Daphné vit à Elephant and Castle, un quartier encore populaire mais où les loyers sont déjà au dessus de ses moyens. Les plans d’intérieur ont été tournés dans l’appartement du réalisateur Peter Mackie Burns – dont c’est le premier film – apportant une touche réaliste à cette chronique d’époque.

Daphné est incarnée par Emily Beecham, l’actrice rousse et gracile croisée dans de nombreuses séries anglaises ou dans Ave, César ! des frères Coen. Elle est de tous les plans et a reçu le prix d’interprétation du Festival du film Britannique de Dinard pour ce portrait de femme qui en évoque d’autres. À la recherche de Mister Goodbar dans lequel Diane Keaton fréquentait les bars interlopes du New York de la fin des années 70 ou Sue perdue dans Manhattan (1997) qui montrait l’errance de Anna Thomson dans une ville normalisée et impersonnelle. Mais ces deux films suivaient leur héroïne vers une issue aussi tragique qu’inéducable. Alors que Daphné montre l’irrésolution de son personnage comme une phase de son apprentissage. Et l’événement violent auquel elle sera confrontée –  que nous ne dévoilerons pas – n’est pas présenté comme la punition de sa vie dissolue selon une morale à l’inconscient finalement misogyne. C’est au contraire l’occasion de surmonter ses peurs et de renouer les fils de sa vie.

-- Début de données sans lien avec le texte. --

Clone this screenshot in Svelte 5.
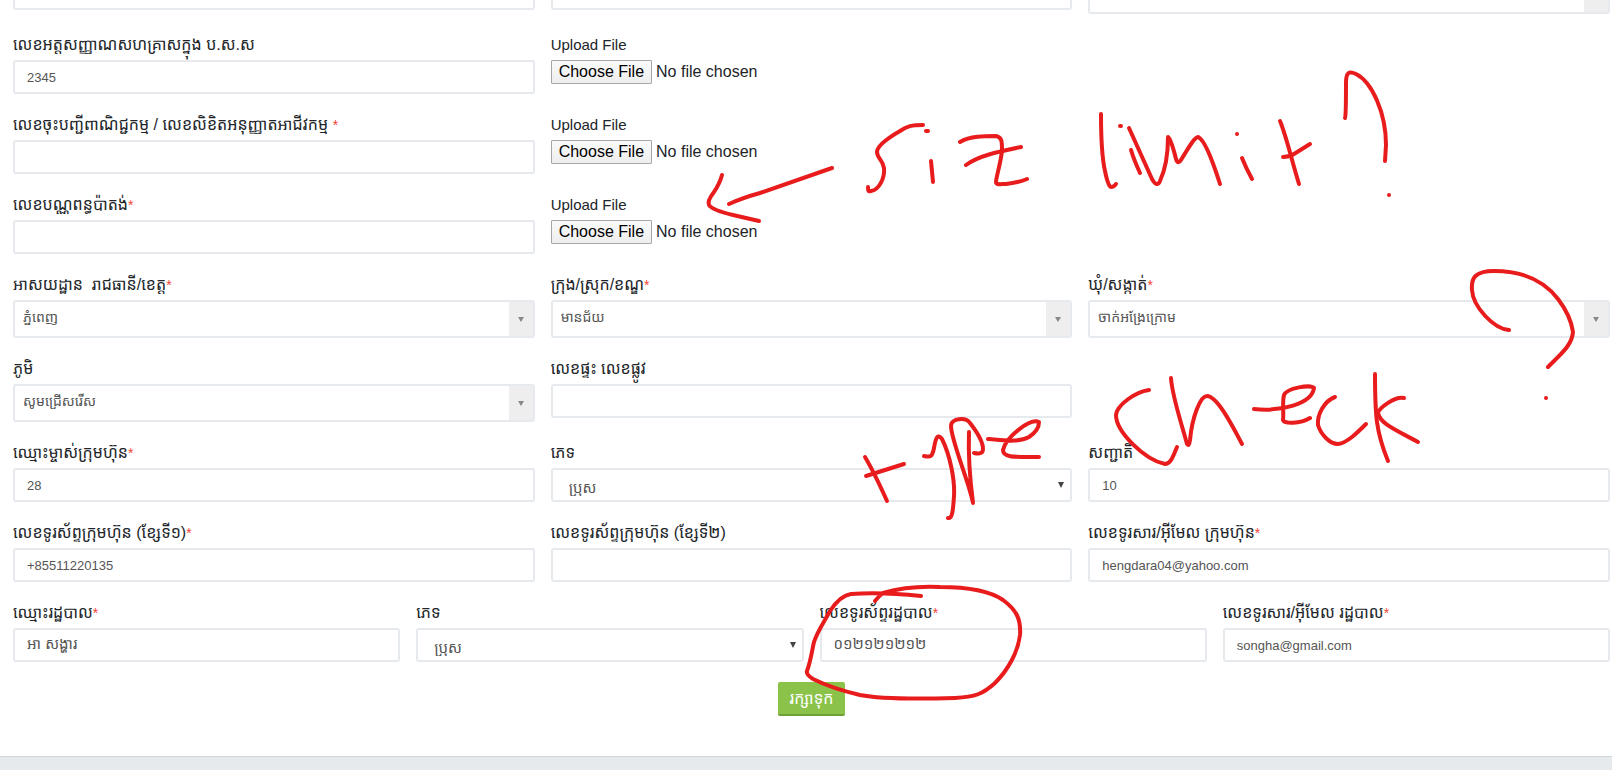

Dans une comédie romantique, Daphné serait le personnage masculin, sauf qu’ici il n’est pas question de trouver l’amour pour être soi-même. Pas plus que de triompher des obstacles pour exprimer son individualité comme dans un film d’action. Daphné doit apprendre à être bien seule, pour être bien avec les autres. Et vice et versa. Un joli film sur le difficile et long chemin pour trouver sa place dans les grandes villes hypermodernes.